I could barely sleep last night through the storm, wind so fierce we held our breaths in anticipation of the Monterey Pine outside our window cracking open, roots broken free of rocky earth. Between storm fits I lay wide awake, dutifully re-organizing things I had already done, loops of repetitive thought punctuated by brain-spittling bits of songs and flashes of scenes, an endless film reel created by a snip happy editor jumping here and there with no regard for story line. The mind more powerful even than the storm that raged outside. In a single stroke I lost grip of my treasured lifejackets (remember, deep breathing, mindfulness?) as if they were paper airplanes.
The mind, that dirty pirate, ignored any of my pleas for civility, a reverse of course or a light for the SOS flares. Hold strong, it roared, let the movie play on, don’t stop now, it’s finally getting interesting. We’re about to get to the part where a plane crashes or the skylight blows off the roof to let the storm in. The pirate of my mind rides the tsunami of this endless night, holding on to his battered ship exclaiming, “The show must go on!”
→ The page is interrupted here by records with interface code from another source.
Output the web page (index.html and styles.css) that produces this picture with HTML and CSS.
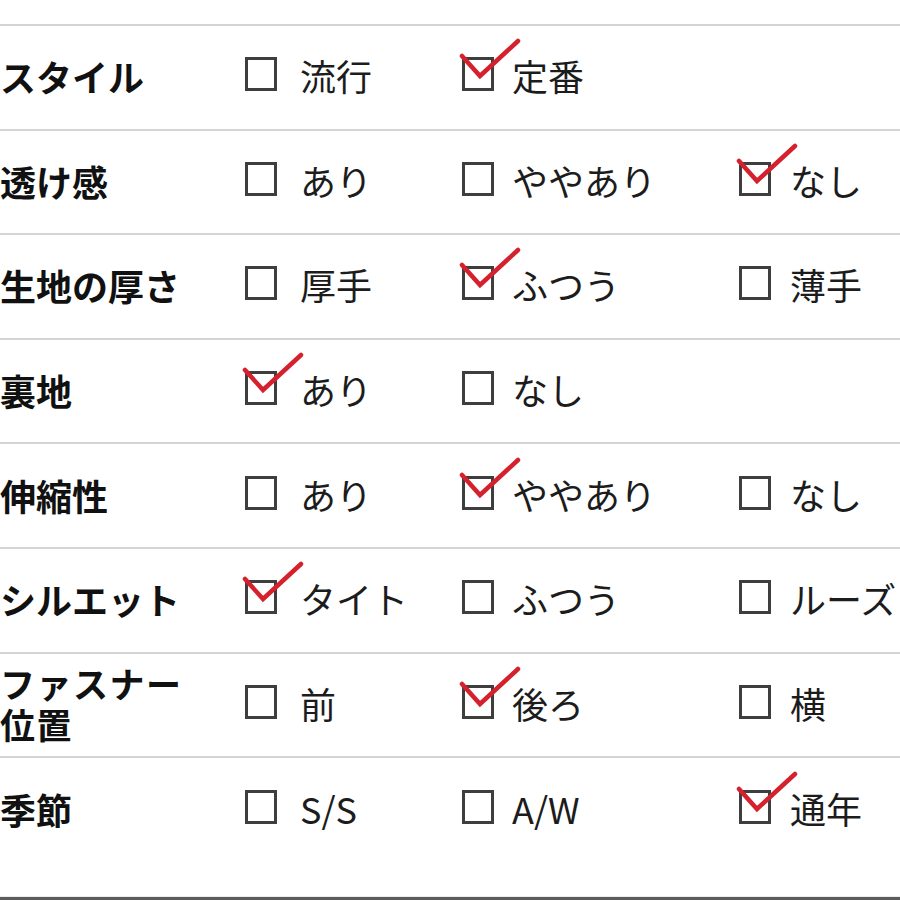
FILE: index.html
```html
<!DOCTYPE html>
<html lang="ja">
<head>
<meta charset="utf-8">
<link rel="stylesheet" href="styles.css">
</head>
<body>
<div class="page">
  <div class="table">
    <div class="row">
      <div class="label">スタイル</div>
      <div class="opt c1"><span class="box"></span><span class="txt">流行</span></div>
      <div class="opt c2"><span class="box on"><svg class="check" viewBox="0 -20 60 44"><polyline points="0,-1 18,19 56,-16"/></svg></span><span class="txt">定番</span></div>
      <div class="opt c3"></div>
    </div>
    <div class="row">
      <div class="label">透け感</div>
      <div class="opt c1"><span class="box"></span><span class="txt">あり</span></div>
      <div class="opt c2"><span class="box"></span><span class="txt">ややあり</span></div>
      <div class="opt c3"><span class="box on"><svg class="check" viewBox="0 -20 60 44"><polyline points="0,-1 18,19 56,-16"/></svg></span><span class="txt">なし</span></div>
    </div>
    <div class="row">
      <div class="label">生地の厚さ</div>
      <div class="opt c1"><span class="box"></span><span class="txt">厚手</span></div>
      <div class="opt c2"><span class="box on"><svg class="check" viewBox="0 -20 60 44"><polyline points="0,-1 18,19 56,-16"/></svg></span><span class="txt">ふつう</span></div>
      <div class="opt c3"><span class="box"></span><span class="txt">薄手</span></div>
    </div>
    <div class="row">
      <div class="label">裏地</div>
      <div class="opt c1"><span class="box on"><svg class="check" viewBox="0 -20 60 44"><polyline points="0,-1 18,19 56,-16"/></svg></span><span class="txt">あり</span></div>
      <div class="opt c2"><span class="box"></span><span class="txt">なし</span></div>
      <div class="opt c3"></div>
    </div>
    <div class="row">
      <div class="label">伸縮性</div>
      <div class="opt c1"><span class="box"></span><span class="txt">あり</span></div>
      <div class="opt c2"><span class="box on"><svg class="check" viewBox="0 -20 60 44"><polyline points="0,-1 18,19 56,-16"/></svg></span><span class="txt">ややあり</span></div>
      <div class="opt c3"><span class="box"></span><span class="txt">なし</span></div>
    </div>
    <div class="row">
      <div class="label">シルエット</div>
      <div class="opt c1"><span class="box on"><svg class="check" viewBox="0 -20 60 44"><polyline points="0,-1 18,19 56,-16"/></svg></span><span class="txt">タイト</span></div>
      <div class="opt c2"><span class="box"></span><span class="txt">ふつう</span></div>
      <div class="opt c3"><span class="box"></span><span class="txt">ルーズ</span></div>
    </div>
    <div class="row">
      <div class="label two"><div class="ln">ファスナー</div><div class="ln">位置</div></div>
      <div class="opt c1"><span class="box"></span><span class="txt">前</span></div>
      <div class="opt c2"><span class="box on"><svg class="check" viewBox="0 -20 60 44"><polyline points="0,-1 18,19 56,-16"/></svg></span><span class="txt">後ろ</span></div>
      <div class="opt c3"><span class="box"></span><span class="txt">横</span></div>
    </div>
    <div class="row last">
      <div class="label">季節</div>
      <div class="opt c1"><span class="box"></span><span class="txt">S/S</span></div>
      <div class="opt c2"><span class="box"></span><span class="txt">A/W</span></div>
      <div class="opt c3"><span class="box on"><svg class="check" viewBox="0 -20 60 44"><polyline points="0,-1 18,19 56,-16"/></svg></span><span class="txt">通年</span></div>
    </div>
  </div>
  <div class="spacer"></div>
  <div class="footer"></div>
</div>
</body>
</html>
```
FILE: styles.css
```css
html, body {
  margin: 0;
  padding: 0;
  background: #ffffff;
}
body {
  width: 900px;
  height: 900px;
  overflow: hidden;
  font-family: "Noto Sans CJK JP", "Noto Sans", sans-serif;
  color: #1c1c1c;
}
.page {
  display: flex;
  flex-direction: column;
  height: 900px;
}
.table {
  padding-top: 24px;
}
.row {
  display: grid;
  grid-template-columns: 245px 217px 277px 1fr;
  align-items: center;
  height: 102.6px;
  border-top: 2px solid #d4d4d4;
}
.row.last {
  height: 104px;
}
.label {
  font-size: 36px;
  font-weight: 700;
  line-height: 40px;
  white-space: nowrap;
  color: #111;
  margin-top: -2px;
}
.label.two {
  display: flex;
  flex-direction: column;
  margin-top: 2px;
  font-family: "Liberation Sans", "Noto Sans CJK JP", sans-serif;
  font-size: 35px;
  letter-spacing: 1.5px;
}
.label.two .ln {
  height: 41px;
  line-height: 41px;
  overflow: visible;
}
.opt {
  display: flex;
  align-items: center;
  font-size: 36px;
  line-height: 40px;
  white-space: nowrap;
  margin-top: -4px;
}
.box {
  position: relative;
  flex: none;
  width: 32px;
  height: 34px;
  border: 3px solid #3e3e3e;
  box-sizing: border-box;
  margin-top: -2px;
}
.check {
  position: absolute;
  left: -3px;
  top: -23px;
  width: 60px;
  height: 44px;
  overflow: visible;
}
.check polyline {
  fill: none;
  stroke: #d5202d;
  stroke-width: 4.5;
  stroke-linecap: round;
  stroke-linejoin: miter;
}
.txt {
  color: #1c1c1c;
}
.c1 .txt { margin-left: 23px; }
.c2 .txt { margin-left: 18px; }
.c3 .txt { margin-left: 19px; }
.spacer {
  flex: 1;
}
.footer {
  height: 3px;
  border-top: 1px solid #ececec;
  background: #5c5c5c;
}
```
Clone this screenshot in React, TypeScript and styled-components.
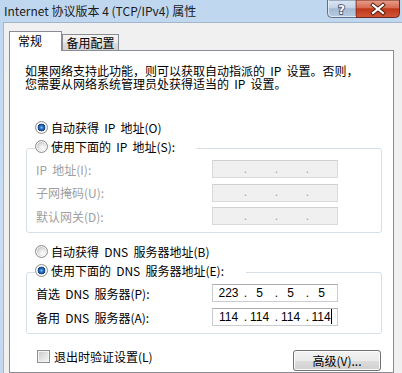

In the morning, stillness. Both the pirate and the mighty winds timidly afraid of the warming sun. Pale light reveals traces of the night’s destruction limp on the wet earth. I’ve got to get up, survey the damage and then go out into the day. It’s love’s day today! This year for Valentine’s we have decided to have a living room picnic in front of the fire place. As soon as Nick leaves for work I begin to set up the scene, a colorful blanket spread out on the hardwood floor, pillows and wine glasses. I’m feeling so pleased with myself when from the corner of my eye I see that damned pirate lurking around the corner. He’s feeding me thoughts to dissuade me from seeing all the love and light. Frothing at the mouth he stoops to remind me (why today?): the hardest thing about losing a parent like I did at a young age is that you so easily see love as loss waiting to happen.
Nick walks in the door at 5pm and we open the wine straight away. From the look on his face I can see he was even more pleased with my set up than I expected. We created the living room picnic one winter in our old house when we had had enough of weather’s hand forcing us indoors. Now, on the heels of the unsteadiness from last night’s storm, this ritual of eating on the floor is seeming to ground us, the change in perspective inviting a fresh liveliness to our conversation. These are the tricks, I note to myself, that I must remember for when we are middle aged and bored of each other.
The warmth from the fire ignites each golden red hair of his evening shadow, setting his face aglow. Our eyes relax around their corners and affix to the love that hangs in the small space between us, our old house guest who has returned, we hope, for a good long while. She is so gentle as she fills the gaps and mends the holes, so quiet we are aware only of the tingling of the hairs on the tops of our cheeks. In that nano second before our lips come together my mind throws up one final spark, a desperate call from the pirate’s boat as it sinks below the cold water, at least for now. At least for tonight.